> [TASK OBJECTIVE]:
Can you print the data exactly and leave out each image?

■ ■ ■ ■ ■ ■ ■

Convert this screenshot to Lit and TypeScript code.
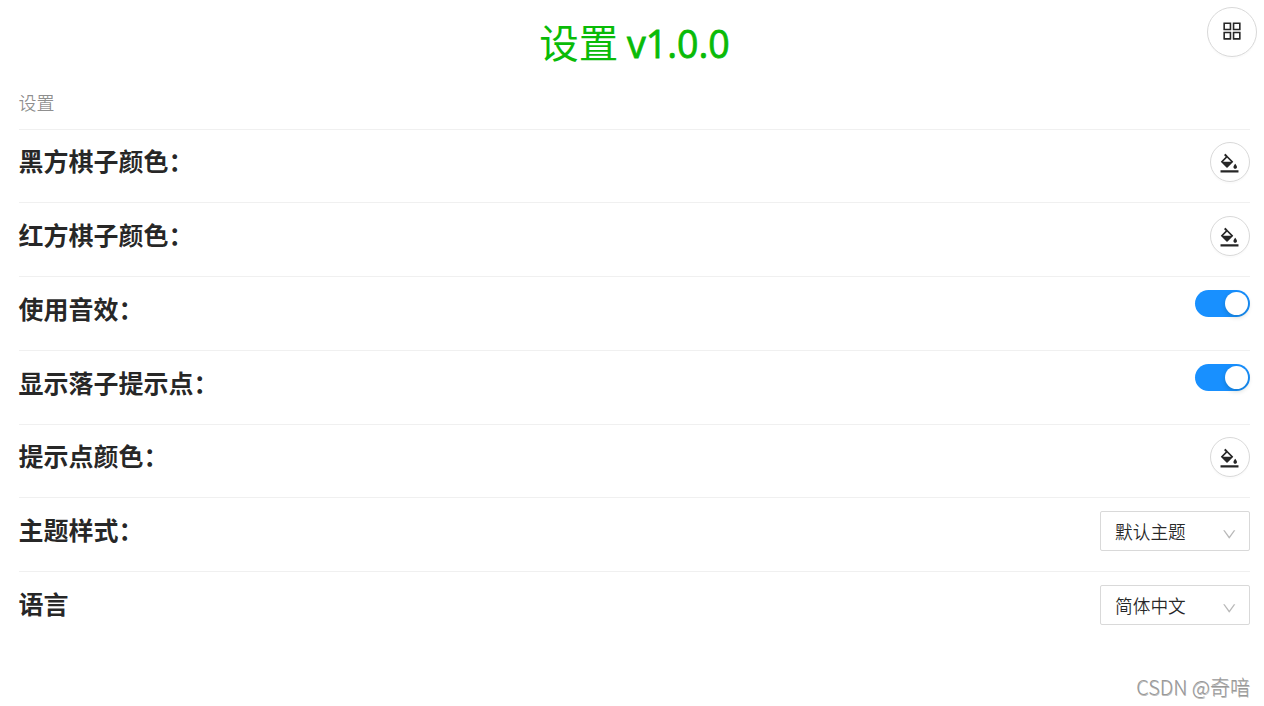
import { css, html, LitElement, svg } from 'lit'
import { customElement, property } from 'lit/decorators.js'

const icons: Record<string, string> = {
  appstore:
    'M464 144H160c-8.800 0-16 7.200-16 16v304c0 8.800 7.200 16 16 16h304c8.800 0 16-7.200 16-16V160c0-8.800-7.200-16-16-16zm-52 268H212V212h200v200zm452-268H560c-8.800 0-16 7.200-16 16v304c0 8.800 7.200 16 16 16h304c8.800 0 16-7.200 16-16V160c0-8.800-7.200-16-16-16zm-52 268H612V212h200v200zM464 544H160c-8.800 0-16 7.200-16 16v304c0 8.800 7.200 16 16 16h304c8.800 0 16-7.200 16-16V560c0-8.800-7.200-16-16-16zm-52 268H212V612h200v200zm452-268H560c-8.800 0-16 7.200-16 16v304c0 8.800 7.200 16 16 16h304c8.800 0 16-7.200 16-16V560c0-8.800-7.200-16-16-16zm-52 268H612V612h200v200z',
  bgColors:
    'M766.4 744.3c43.7 0 79.4-36.2 79.4-80.5 0-53.5-79.4-140.8-79.4-140.8S687 610.3 687 663.8c0 44.3 35.7 80.5 79.4 80.5zm-377.1-44.1c7.1 7.1 18.6 7.1 25.6 0l256.1-256c7.1-7.1 7.1-18.6 0-25.6l-256-256c-.6-.6-1.3-1.2-2-1.7l-78.2-78.2a9.11 9.11 0 00-12.8 0l-48 48a9.11 9.11 0 000 12.8l67.2 67.2-207.8 207.9c-7.1 7.1-7.1 18.6 0 25.6l255.9 256zm12.9-448.6l178.9 178.9H223.4l178.8-178.9zM904 816H120c-4.4 0-8 3.6-8 8v80c0 4.4 3.6 8 8 8h784c4.4 0 8-3.6 8-8v-80c0-4.4-3.6-8-8-8z',
  down:
    'M884 256h-75c-5.1 0-9.9 2.5-12.9 6.6L512 654.2 227.9 262.6c-3-4.1-7.8-6.6-12.9-6.6h-75c-6.5 0-10.3 7.4-6.5 12.7l352.6 486.1c12.8 17.6 39 17.6 51.7 0l352.6-486.1c3.9-5.3.1-12.7-6.4-12.7z',
}

const icon = (name: string) => html`
  <svg viewBox="0 0 1024 1024" fill="currentColor" aria-hidden="true">
    ${svg`<path d=${icons[name]}></path>`}
  </svg>
`

@customElement('x-round-button')
export class RoundButton extends LitElement {
  @property() icon = 'bgColors'
  @property({ reflect: true }) size = 'middle'

  static styles = css`
    :host {
      display: block;
    }

    .button {
      display: flex;
      align-items: center;
      justify-content: center;
      box-sizing: border-box;
      width: 40px;
      height: 40px;
      padding: 2px 1px 0 0;
      border: 1px solid #d9d9d9;
      border-radius: 50%;
      background: #fff;
      color: rgba(0, 0, 0, 0.85);
      box-shadow: 0 2px 0 rgba(0, 0, 0, 0.015);
      cursor: pointer;
    }

    :host([size='large']) .button {
      width: 50px;
      height: 50px;
      padding: 0 0 2px;
    }

    svg {
      width: 23px;
      height: 23px;
    }

    :host([size='large']) svg {
      width: 24px;
      height: 24px;
    }
  `

  render() {
    return html`<button class="button">${icon(this.icon)}</button>`
  }
}

@customElement('x-switch')
export class Switch extends LitElement {
  @property({ type: Boolean, reflect: true }) checked = false

  static styles = css`
    :host {
      display: block;
    }

    .track {
      display: flex;
      align-items: center;
      box-sizing: border-box;
      width: 55px;
      height: 27px;
      padding: 0 2px;
      border: 0;
      border-radius: 14px;
      background: rgba(0, 0, 0, 0.25);
      cursor: pointer;
    }

    :host([checked]) .track {
      justify-content: flex-end;
      background: #1890ff;
    }

    .handle {
      width: 23px;
      height: 23px;
      border-radius: 50%;
      background: #fff;
      box-shadow: 0 2px 5px rgba(0, 35, 11, 0.2);
    }
  `

  #toggle() {
    this.checked = !this.checked
  }

  render() {
    return html`
      <button class="track" role="switch" @click="${this.#toggle}">
        <div class="handle"></div>
      </button>
    `
  }
}

@customElement('x-select')
export class Select extends LitElement {
  @property() value = ''

  static styles = css`
    .select {
      display: flex;
      align-items: center;
      justify-content: space-between;
      box-sizing: border-box;
      width: 150px;
      height: 40px;
      padding: 0 12px 0 14px;
      border: 1px solid #d9d9d9;
      border-radius: 2px;
      background: #fff;
      color: rgba(0, 0, 0, 0.85);
      font-size: 17.7px;
      font-weight: 350;
      line-height: 36px;
      cursor: pointer;
    }

    svg {
      width: 16.5px;
      height: 16.5px;
      margin-top: 6px;
      color: rgba(0, 0, 0, 0.28);
    }
  `

  render() {
    return html`
      <div class="select">
        <span>${this.value}</span>
        ${icon('down')}
      </div>
    `
  }
}

const colorButton = html`<x-round-button></x-round-button>`

const rows = [
  { label: '黑方棋子颜色：', control: colorButton },
  { label: '红方棋子颜色：', control: colorButton },
  { label: '使用音效：', control: html`<x-switch checked></x-switch>` },
  { label: '显示落子提示点：', control: html`<x-switch checked></x-switch>` },
  { label: '提示点颜色：', control: colorButton },
  { label: '主题样式：', control: html`<x-select value="默认主题"></x-select>` },
  { label: '语言', control: html`<x-select value="简体中文"></x-select>` },
]

@customElement('app-root')
export class AppRoot extends LitElement {
  static styles = css`
    :host {
      display: block;
      position: relative;
      box-sizing: border-box;
      height: 706px;
      padding: 0 14px 0 19px;
      overflow: hidden;
      background: #fff;
      color: rgba(0, 0, 0, 0.85);
      font-family: 'Noto Sans CJK SC', sans-serif;
    }

    .title {
      margin: 0;
      height: 88.7px;
      line-height: 82px;
      color: #09bb07;
      font-size: 39.5px;
      font-weight: 400;
      text-align: center;
    }

    .version {
      font-family: 'Open Sans', sans-serif;
      font-size: 37.5px;
      -webkit-text-stroke: 0.8px currentColor;
    }

    .menu {
      position: absolute;
      top: 7px;
      right: 7px;
    }

    .caption {
      height: 40px;
      margin-left: -0.5px;
      line-height: 27px;
      color: rgba(0, 0, 0, 0.45);
      font-size: 18px;
      font-weight: 350;
    }

    .row {
      display: flex;
      justify-content: space-between;
      align-items: flex-start;
      box-sizing: border-box;
      height: 73.75px;
      padding-top: 12.6px;
      border-top: 1px solid #f0f0f0;
    }

    .label {
      margin-left: -0.5px;
      font-size: 25px;
      font-weight: 700;
      line-height: 37px;
    }

    .watermark {
      position: absolute;
      right: 14px;
      bottom: 5px;
      color: #999;
      font-size: 20px;
      font-weight: 300;
      line-height: 28px;
      text-shadow: 0.5px 0.5px 0 #bbb;
    }
  `

  render() {
    return html`
      <h1 class="title">设置 <span class="version">v1.0.0</span></h1>
      <x-round-button class="menu" icon="appstore" size="large"></x-round-button>
      <div class="caption">设置</div>
      ${rows.map(
        (row) => html`
          <div class="row">
            <div class="label">${row.label}</div>
            ${row.control}
          </div>
        `
      )}
      <div class="watermark">CSDN @奇喑</div>
    `
  }
}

■ ■ ■ ■ ■ ■ ■

> [IN RESPONSE]:
Convert this screenshot to Lit and TypeScript code.
import { css, html, LitElement, svg } from 'lit'
import { customElement, property } from 'lit/decorators.js'

const icons: Record<string, string> = {
  appstore:
    'M464 144H160c-8.800 0-16 7.200-16 16v304c0 8.800 7.200 16 16 16h304c8.800 0 16-7.200 16-16V160c0-8.800-7.200-16-16-16zm-52 268H212V212h200v200zm452-268H560c-8.800 0-16 7.200-16 16v304c0 8.800 7.200 16 16 16h304c8.800 0 16-7.200 16-16V160c0-8.800-7.200-16-16-16zm-52 268H612V212h200v200zM464 544H160c-8.800 0-16 7.200-16 16v304c0 8.800 7.200 16 16 16h304c8.800 0 16-7.200 16-16V560c0-8.800-7.200-16-16-16zm-52 268H212V612h200v200zm452-268H560c-8.800 0-16 7.200-16 16v304c0 8.800 7.200 16 16 16h304c8.800 0 16-7.200 16-16V560c0-8.800-7.200-16-16-16zm-52 268H612V612h200v200z',
  bgColors:
    'M766.4 744.3c43.7 0 79.4-36.2 79.4-80.5 0-53.5-79.4-140.8-79.4-140.8S687 610.3 687 663.8c0 44.3 35.7 80.5 79.4 80.5zm-377.1-44.1c7.1 7.1 18.6 7.1 25.6 0l256.1-256c7.1-7.1 7.1-18.6 0-25.6l-256-256c-.6-.6-1.3-1.2-2-1.7l-78.2-78.2a9.11 9.11 0 00-12.8 0l-48 48a9.11 9.11 0 000 12.8l67.2 67.2-207.8 207.9c-7.1 7.1-7.1 18.6 0 25.6l255.9 256zm12.9-448.6l178.9 178.9H223.4l178.8-178.9zM904 816H120c-4.4 0-8 3.6-8 8v80c0 4.4 3.6 8 8 8h784c4.4 0 8-3.6 8-8v-80c0-4.4-3.6-8-8-8z',
  down:
    'M884 256h-75c-5.1 0-9.9 2.5-12.9 6.6L512 654.2 227.9 262.6c-3-4.1-7.8-6.6-12.9-6.6h-75c-6.5 0-10.3 7.4-6.5 12.7l352.6 486.1c12.8 17.6 39 17.6 51.7 0l352.6-486.1c3.9-5.3.1-12.7-6.4-12.7z',
}

const icon = (name: string) => html`
  <svg viewBox="0 0 1024 1024" fill="currentColor" aria-hidden="true">
    ${svg`<path d=${icons[name]}></path>`}
  </svg>
`

@customElement('x-round-button')
export class RoundButton extends LitElement {
  @property() icon = 'bgColors'
  @property({ reflect: true }) size = 'middle'

  static styles = css`
    :host {
      display: block;
    }

    .button {
      display: flex;
      align-items: center;
      justify-content: center;
      box-sizing: border-box;
      width: 40px;
      height: 40px;
      padding: 2px 1px 0 0;
      border: 1px solid #d9d9d9;
      border-radius: 50%;
      background: #fff;
      color: rgba(0, 0, 0, 0.85);
      box-shadow: 0 2px 0 rgba(0, 0, 0, 0.015);
      cursor: pointer;
    }

    :host([size='large']) .button {
      width: 50px;
      height: 50px;
      padding: 0 0 2px;
    }

    svg {
      width: 23px;
      height: 23px;
    }

    :host([size='large']) svg {
      width: 24px;
      height: 24px;
    }
  `

  render() {
    return html`<button class="button">${icon(this.icon)}</button>`
  }
}

@customElement('x-switch')
export class Switch extends LitElement {
  @property({ type: Boolean, reflect: true }) checked = false

  static styles = css`
    :host {
      display: block;
    }

    .track {
      display: flex;
      align-items: center;
      box-sizing: border-box;
      width: 55px;
      height: 27px;
      padding: 0 2px;
      border: 0;
      border-radius: 14px;
      background: rgba(0, 0, 0, 0.25);
      cursor: pointer;
    }

    :host([checked]) .track {
      justify-content: flex-end;
      background: #1890ff;
    }

    .handle {
      width: 23px;
      height: 23px;
      border-radius: 50%;
      background: #fff;
      box-shadow: 0 2px 5px rgba(0, 35, 11, 0.2);
    }
  `

  #toggle() {
    this.checked = !this.checked
  }

  render() {
    return html`
      <button class="track" role="switch" @click="${this.#toggle}">
        <div class="handle"></div>
      </button>
    `
  }
}

@customElement('x-select')
export class Select extends LitElement {
  @property() value = ''

  static styles = css`
    .select {
      display: flex;
      align-items: center;
      justify-content: space-between;
      box-sizing: border-box;
      width: 150px;
      height: 40px;
      padding: 0 12px 0 14px;
      border: 1px solid #d9d9d9;
      border-radius: 2px;
      background: #fff;
      color: rgba(0, 0, 0, 0.85);
      font-size: 17.7px;
      font-weight: 350;
      line-height: 36px;
      cursor: pointer;
    }

    svg {
      width: 16.5px;
      height: 16.5px;
      margin-top: 6px;
      color: rgba(0, 0, 0, 0.28);
    }
  `

  render() {
    return html`
      <div class="select">
        <span>${this.value}</span>
        ${icon('down')}
      </div>
    `
  }
}

const colorButton = html`<x-round-button></x-round-button>`

const rows = [
  { label: '黑方棋子颜色：', control: colorButton },
  { label: '红方棋子颜色：', control: colorButton },
  { label: '使用音效：', control: html`<x-switch checked></x-switch>` },
  { label: '显示落子提示点：', control: html`<x-switch checked></x-switch>` },
  { label: '提示点颜色：', control: colorButton },
  { label: '主题样式：', control: html`<x-select value="默认主题"></x-select>` },
  { label: '语言', control: html`<x-select value="简体中文"></x-select>` },
]

@customElement('app-root')
export class AppRoot extends LitElement {
  static styles = css`
    :host {
      display: block;
      position: relative;
      box-sizing: border-box;
      height: 706px;
      padding: 0 14px 0 19px;
      overflow: hidden;
      background: #fff;
      color: rgba(0, 0, 0, 0.85);
      font-family: 'Noto Sans CJK SC', sans-serif;
    }

    .title {
      margin: 0;
      height: 88.7px;
      line-height: 82px;
      color: #09bb07;
      font-size: 39.5px;
      font-weight: 400;
      text-align: center;
    }

    .version {
      font-family: 'Open Sans', sans-serif;
      font-size: 37.5px;
      -webkit-text-stroke: 0.8px currentColor;
    }

    .menu {
      position: absolute;
      top: 7px;
      right: 7px;
    }

    .caption {
      height: 40px;
      margin-left: -0.5px;
      line-height: 27px;
      color: rgba(0, 0, 0, 0.45);
      font-size: 18px;
      font-weight: 350;
    }

    .row {
      display: flex;
      justify-content: space-between;
      align-items: flex-start;
      box-sizing: border-box;
      height: 73.75px;
      padding-top: 12.6px;
      border-top: 1px solid #f0f0f0;
    }

    .label {
      margin-left: -0.5px;
      font-size: 25px;
      font-weight: 700;
      line-height: 37px;
    }

    .watermark {
      position: absolute;
      right: 14px;
      bottom: 5px;
      color: #999;
      font-size: 20px;
      font-weight: 300;
      line-height: 28px;
      text-shadow: 0.5px 0.5px 0 #bbb;
    }
  `

  render() {
    return html`
      <h1 class="title">设置 <span class="version">v1.0.0</span></h1>
      <x-round-button class="menu" icon="appstore" size="large"></x-round-button>
      <div class="caption">设置</div>
      ${rows.map(
        (row) => html`
          <div class="row">
            <div class="label">${row.label}</div>
            ${row.control}
          </div>
        `
      )}
      <div class="watermark">CSDN @奇喑</div>
    `
  }
}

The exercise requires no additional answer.